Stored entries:

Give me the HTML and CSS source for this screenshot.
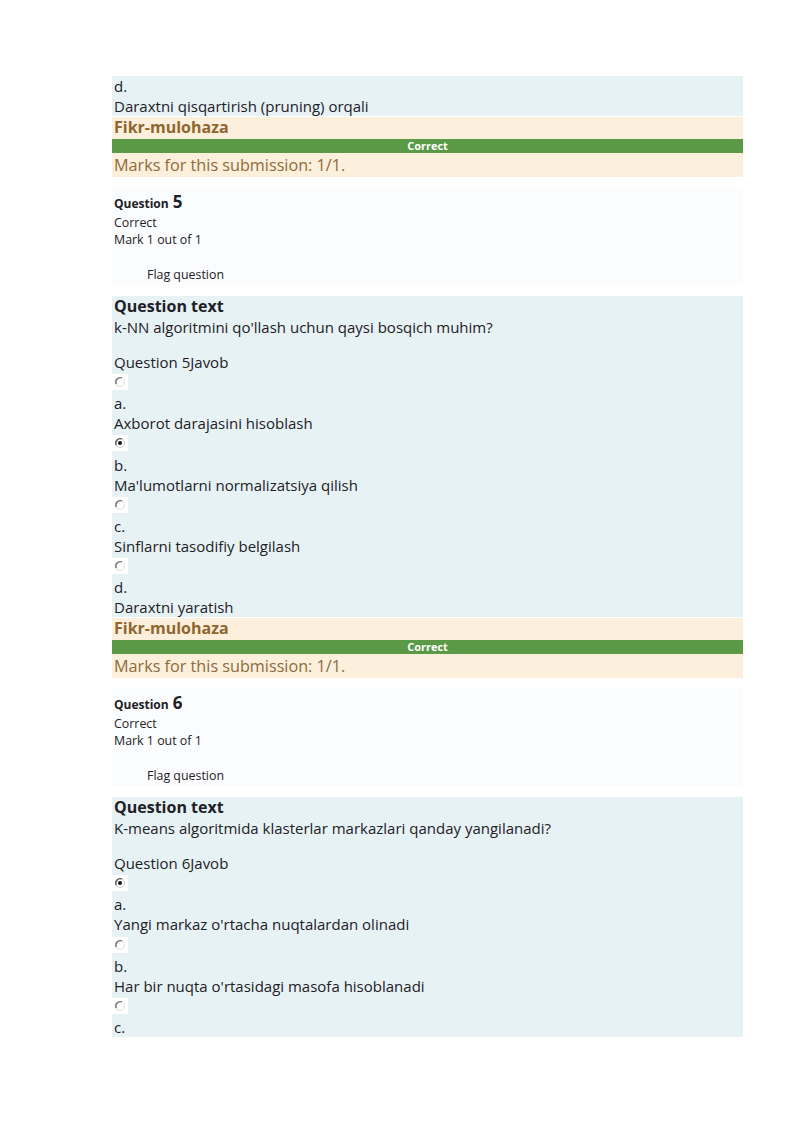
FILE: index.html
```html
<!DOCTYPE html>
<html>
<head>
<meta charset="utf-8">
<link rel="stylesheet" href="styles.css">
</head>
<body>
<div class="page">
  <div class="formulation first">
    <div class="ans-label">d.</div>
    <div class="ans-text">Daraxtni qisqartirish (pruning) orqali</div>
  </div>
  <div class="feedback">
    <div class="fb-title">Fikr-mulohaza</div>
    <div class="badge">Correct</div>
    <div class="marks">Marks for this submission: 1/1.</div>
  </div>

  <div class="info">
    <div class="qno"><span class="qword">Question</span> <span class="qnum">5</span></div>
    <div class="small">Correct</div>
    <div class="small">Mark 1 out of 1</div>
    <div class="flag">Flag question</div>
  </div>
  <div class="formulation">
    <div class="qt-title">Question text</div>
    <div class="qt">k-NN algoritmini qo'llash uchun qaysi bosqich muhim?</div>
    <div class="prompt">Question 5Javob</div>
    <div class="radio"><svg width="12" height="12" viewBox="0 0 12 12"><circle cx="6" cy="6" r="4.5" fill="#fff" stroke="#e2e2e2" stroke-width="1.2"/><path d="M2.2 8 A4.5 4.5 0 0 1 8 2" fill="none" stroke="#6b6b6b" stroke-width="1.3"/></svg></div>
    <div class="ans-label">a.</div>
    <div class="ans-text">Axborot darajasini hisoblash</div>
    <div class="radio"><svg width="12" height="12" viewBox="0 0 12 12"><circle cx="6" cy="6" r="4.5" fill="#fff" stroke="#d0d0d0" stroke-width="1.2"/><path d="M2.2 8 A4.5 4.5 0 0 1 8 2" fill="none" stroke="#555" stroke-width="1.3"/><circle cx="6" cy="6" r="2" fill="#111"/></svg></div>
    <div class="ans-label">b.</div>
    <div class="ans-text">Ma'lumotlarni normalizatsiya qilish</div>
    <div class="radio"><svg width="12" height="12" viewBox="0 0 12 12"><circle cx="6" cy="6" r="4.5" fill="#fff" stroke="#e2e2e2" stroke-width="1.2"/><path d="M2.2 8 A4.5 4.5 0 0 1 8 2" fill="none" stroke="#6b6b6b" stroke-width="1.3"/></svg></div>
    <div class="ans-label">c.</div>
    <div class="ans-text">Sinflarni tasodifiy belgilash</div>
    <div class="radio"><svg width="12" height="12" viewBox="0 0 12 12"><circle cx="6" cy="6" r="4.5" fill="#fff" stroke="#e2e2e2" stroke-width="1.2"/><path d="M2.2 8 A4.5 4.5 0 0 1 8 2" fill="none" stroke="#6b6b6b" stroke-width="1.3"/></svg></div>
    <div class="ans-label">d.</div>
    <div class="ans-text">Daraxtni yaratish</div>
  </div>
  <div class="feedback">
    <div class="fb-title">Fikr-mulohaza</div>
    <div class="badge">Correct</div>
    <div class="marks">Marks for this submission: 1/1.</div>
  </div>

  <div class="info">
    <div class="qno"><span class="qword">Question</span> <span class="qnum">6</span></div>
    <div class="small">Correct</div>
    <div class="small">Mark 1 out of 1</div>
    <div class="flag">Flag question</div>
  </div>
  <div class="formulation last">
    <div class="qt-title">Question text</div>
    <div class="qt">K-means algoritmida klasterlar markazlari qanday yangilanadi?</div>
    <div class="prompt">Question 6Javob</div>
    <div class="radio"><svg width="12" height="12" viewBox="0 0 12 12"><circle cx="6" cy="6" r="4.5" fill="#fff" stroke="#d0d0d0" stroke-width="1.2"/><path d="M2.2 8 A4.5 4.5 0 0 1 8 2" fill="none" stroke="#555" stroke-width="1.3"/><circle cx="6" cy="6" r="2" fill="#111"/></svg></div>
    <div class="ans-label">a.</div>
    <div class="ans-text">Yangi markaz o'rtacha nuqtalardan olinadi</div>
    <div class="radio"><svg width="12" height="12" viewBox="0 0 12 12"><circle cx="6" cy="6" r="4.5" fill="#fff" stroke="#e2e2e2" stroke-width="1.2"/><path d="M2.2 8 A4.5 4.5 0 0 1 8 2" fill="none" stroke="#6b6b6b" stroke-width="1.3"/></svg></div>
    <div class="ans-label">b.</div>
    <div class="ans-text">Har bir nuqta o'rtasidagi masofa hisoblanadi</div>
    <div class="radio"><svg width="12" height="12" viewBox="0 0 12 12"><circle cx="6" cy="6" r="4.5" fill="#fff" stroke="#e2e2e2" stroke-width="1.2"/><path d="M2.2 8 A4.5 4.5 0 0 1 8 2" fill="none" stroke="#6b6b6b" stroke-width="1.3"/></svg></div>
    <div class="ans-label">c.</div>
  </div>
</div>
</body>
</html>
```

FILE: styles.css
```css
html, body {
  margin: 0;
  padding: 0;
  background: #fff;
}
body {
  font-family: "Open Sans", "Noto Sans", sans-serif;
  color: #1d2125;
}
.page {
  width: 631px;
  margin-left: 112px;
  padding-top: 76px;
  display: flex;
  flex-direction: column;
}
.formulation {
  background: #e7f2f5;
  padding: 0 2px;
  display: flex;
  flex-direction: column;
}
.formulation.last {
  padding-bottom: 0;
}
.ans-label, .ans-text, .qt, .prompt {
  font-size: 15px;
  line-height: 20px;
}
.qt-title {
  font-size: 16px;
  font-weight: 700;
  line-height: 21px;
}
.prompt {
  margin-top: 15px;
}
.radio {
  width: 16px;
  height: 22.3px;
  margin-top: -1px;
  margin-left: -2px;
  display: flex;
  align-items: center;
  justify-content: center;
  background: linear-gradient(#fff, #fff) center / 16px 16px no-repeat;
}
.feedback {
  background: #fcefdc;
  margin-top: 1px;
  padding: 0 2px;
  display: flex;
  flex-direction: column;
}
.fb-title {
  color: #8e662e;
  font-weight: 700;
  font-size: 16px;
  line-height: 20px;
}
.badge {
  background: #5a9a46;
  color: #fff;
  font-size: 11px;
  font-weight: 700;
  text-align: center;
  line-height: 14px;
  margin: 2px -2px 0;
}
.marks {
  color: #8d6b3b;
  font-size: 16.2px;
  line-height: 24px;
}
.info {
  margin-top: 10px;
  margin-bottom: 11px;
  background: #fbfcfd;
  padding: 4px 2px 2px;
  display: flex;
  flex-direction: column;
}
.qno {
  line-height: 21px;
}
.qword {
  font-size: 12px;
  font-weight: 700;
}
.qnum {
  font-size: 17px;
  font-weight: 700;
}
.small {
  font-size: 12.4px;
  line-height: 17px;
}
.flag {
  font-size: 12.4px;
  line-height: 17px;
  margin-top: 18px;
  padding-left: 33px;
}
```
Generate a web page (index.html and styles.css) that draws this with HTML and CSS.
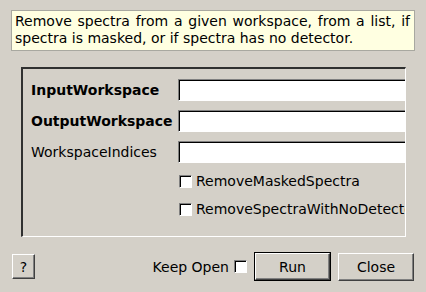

**WHAT YOU NEED TO DO**
Copy all lines above containing the string "styles".

**REPLY**
<link rel="stylesheet" href="styles.css">
FILE: styles.css
Generate a web page (index.html and styles.css) that draws this with HTML and CSS.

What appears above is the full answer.